Sounds crazy, but it really is as simple as that.
Step Eight: Do Two Things At Once, This Is A Hackathon…
How many hackathons have you been to where someone was pitching and they were explaining what a login screen does? If you’re demo’ing something, you’re going to end up showing something that’s self explanatory.
Instead of explaining it, try to use that time to talk about something you can’t see: your incredible back-end integration, or your forward-thinking monetization strategy. Humans (and Judges) learn auditorily and visually — if you explain one concept and show another and they’ll understand both.
Or, just don’t build a login screen in your hack. Awkward moment solved.
Step Nine: Anticipate Questions
This is the hardest step to learn.
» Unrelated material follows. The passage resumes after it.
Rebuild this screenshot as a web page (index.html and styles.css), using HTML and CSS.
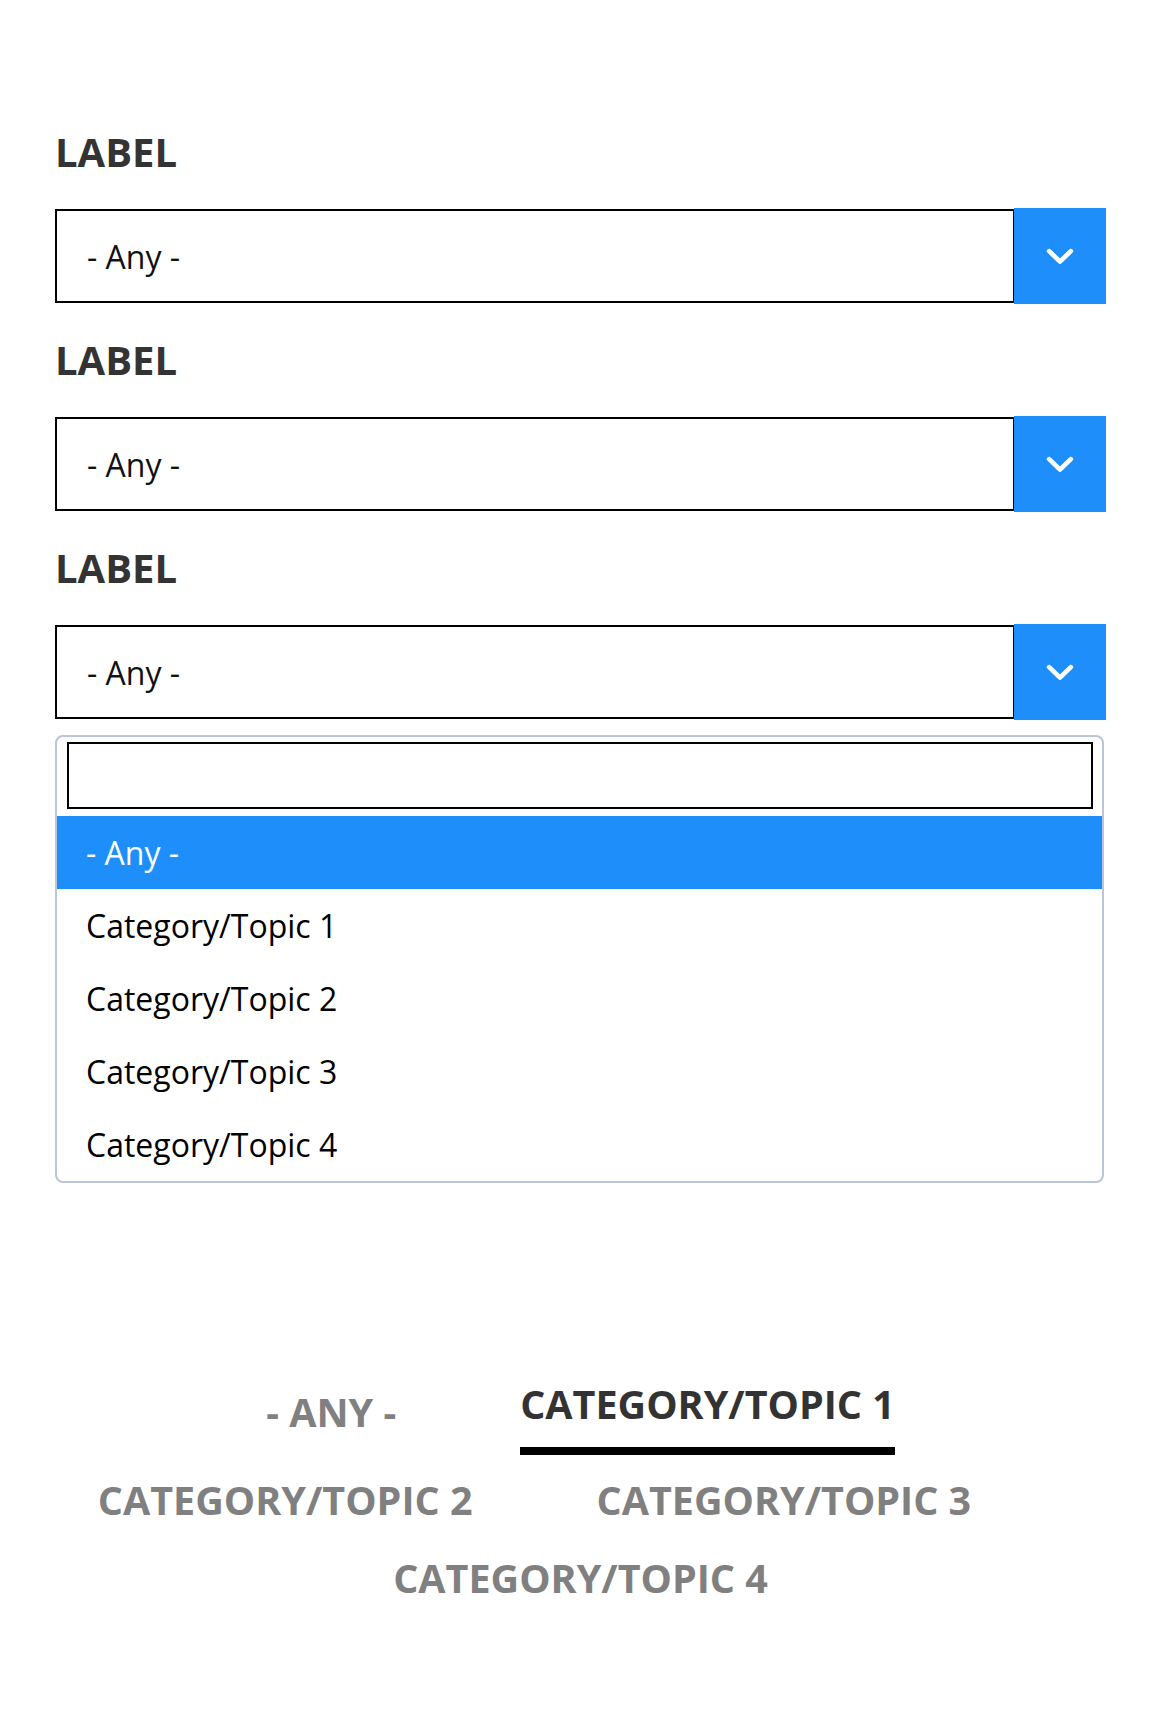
FILE: index.html
```html
<!DOCTYPE html>
<html lang="en">
<head>
<meta charset="utf-8">
<title>Filters</title>
<link rel="stylesheet" href="styles.css">
</head>
<body>
<main class="page">
  <div class="field">
    <label class="field-label">LABEL</label>
    <div class="select">
      <span class="select-value">- Any -</span>
      <span class="select-arrow">
        <svg class="chevron" viewBox="0 0 28 18" width="28" height="18" aria-hidden="true"><path d="M3.2 3.2 L14 13.6 L24.8 3.2" fill="none" stroke="#fff" stroke-width="4.6" stroke-linecap="round" stroke-linejoin="round"/></svg>
      </span>
    </div>
  </div>
  <div class="field">
    <label class="field-label">LABEL</label>
    <div class="select">
      <span class="select-value">- Any -</span>
      <span class="select-arrow">
        <svg class="chevron" viewBox="0 0 28 18" width="28" height="18" aria-hidden="true"><path d="M3.2 3.2 L14 13.6 L24.8 3.2" fill="none" stroke="#fff" stroke-width="4.6" stroke-linecap="round" stroke-linejoin="round"/></svg>
      </span>
    </div>
  </div>
  <div class="field">
    <label class="field-label">LABEL</label>
    <div class="select">
      <span class="select-value">- Any -</span>
      <span class="select-arrow">
        <svg class="chevron" viewBox="0 0 28 18" width="28" height="18" aria-hidden="true"><path d="M3.2 3.2 L14 13.6 L24.8 3.2" fill="none" stroke="#fff" stroke-width="4.6" stroke-linecap="round" stroke-linejoin="round"/></svg>
      </span>
    </div>
    <div class="dropdown">
      <div class="dropdown-search"><input class="search-input" type="text" aria-label="Search"></div>
      <ul class="options">
        <li class="option is-highlighted">- Any -</li>
        <li class="option">Category/Topic 1</li>
        <li class="option">Category/Topic 2</li>
        <li class="option">Category/Topic 3</li>
        <li class="option">Category/Topic 4</li>
      </ul>
    </div>
  </div>

  <nav class="tabs">
    <a class="tab tab-top">- ANY -</a>
    <a class="tab tab-top is-active">CATEGORY/TOPIC 1</a>
    <a class="tab">CATEGORY/TOPIC 2</a>
    <a class="tab tab-shift">CATEGORY/TOPIC 3</a>
    <a class="tab">CATEGORY/TOPIC 4</a>
  </nav>
</main>
</body>
</html>
```

FILE: styles.css
```css
* { box-sizing: border-box; }

html, body {
  margin: 0;
  padding: 0;
  background: #fff;
}

body {
  font-family: "Open Sans", "Noto Sans", sans-serif;
  color: #000;
}

.page {
  width: 1160px;
  padding: 125px 54px 0 55px;
}

.field + .field {
  margin-top: 29px;
}

.field-label {
  display: block;
  font-size: 40px;
  font-weight: 700;
  line-height: 54px;
  color: #333;
  margin-bottom: 29px;
}

.select {
  display: flex;
  align-items: center;
  height: 96px;
}

.select-value {
  flex: 1;
  height: 94px;
  display: flex;
  align-items: center;
  border: 2px solid #000;
  border-right-width: 1px;
  padding-left: 30px;
  font-size: 32px;
  color: #111;
}

.select-arrow {
  width: 92px;
  height: 96px;
  background: #1e8ffa;
  display: flex;
  align-items: center;
  justify-content: center;
}

.chevron {
  display: block;
  margin-top: 1px;
}

.dropdown {
  margin-top: 15px;
  margin-right: 2px;
  border: 2px solid #b9c5d9;
  border-radius: 8px;
  overflow: hidden;
}

.dropdown-search {
  padding: 5px 9px 7px 10px;
}

.search-input {
  display: block;
  width: 100%;
  height: 67px;
  border: 2px solid #000;
  border-radius: 0;
  background: #fff;
  margin: 0;
  outline: none;
}

.options {
  list-style: none;
  margin: 0;
  padding: 0;
}

.option {
  height: 73px;
  padding: 12px 0 12px 29px;
  font-size: 32px;
  line-height: 49px;
  color: #000;
}

.option.is-highlighted {
  background: #1e8ffa;
  color: #fff;
}

.tabs {
  margin-top: 194px;
  display: flex;
  flex-wrap: wrap;
  justify-content: center;
  align-items: flex-end;
  column-gap: 124px;
  row-gap: 8px;
}

.tab {
  display: block;
  font-size: 39.5px;
  font-weight: 700;
  line-height: 54px;
  padding-bottom: 16px;
  color: #808080;
  white-space: nowrap;
  text-decoration: none;
}

.tab-top {
  margin-bottom: 10px;
}

.tab-shift {
  margin-right: 92px;
}

.tab.is-active {
  color: #333;
  border-bottom: 8px solid #000;
}
```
If you can determine what kinds of questions the judges will ask in advance, you can take advantage of the extra time. The easiest way to do this is have your team sit you down and ask you questions. But the best way to do this is to find another team nearby you can pitch to and vice versa. These gals and guys will be hearing your idea for the first time, just like the judges. And the questions they’ll be asking are often the same the judges will ask.
This let’s you prepare as much as possible for the questions the judges ask. Write them down, revisit them as much as you revisit your pitch, and you’ll create some killer answers to hard questions.
Step Ten: Practice
To practice a pitch, you have to hear the sound of your voice. Practicing in your head never works, because your brain will jump from idea to idea without fully connecting topics. When you walk on stage your mental roadmap will fail you.
There’s always your team to pitch to, or another team. But even walking into a corner and listening to the sound of your voice reverberating off a wall is enough to help take a good pitch to a winning pitch.
And that’s it. Go forth and conquer your next hackathon demo. You’re welcome in advance for that sweet, sweet prize money.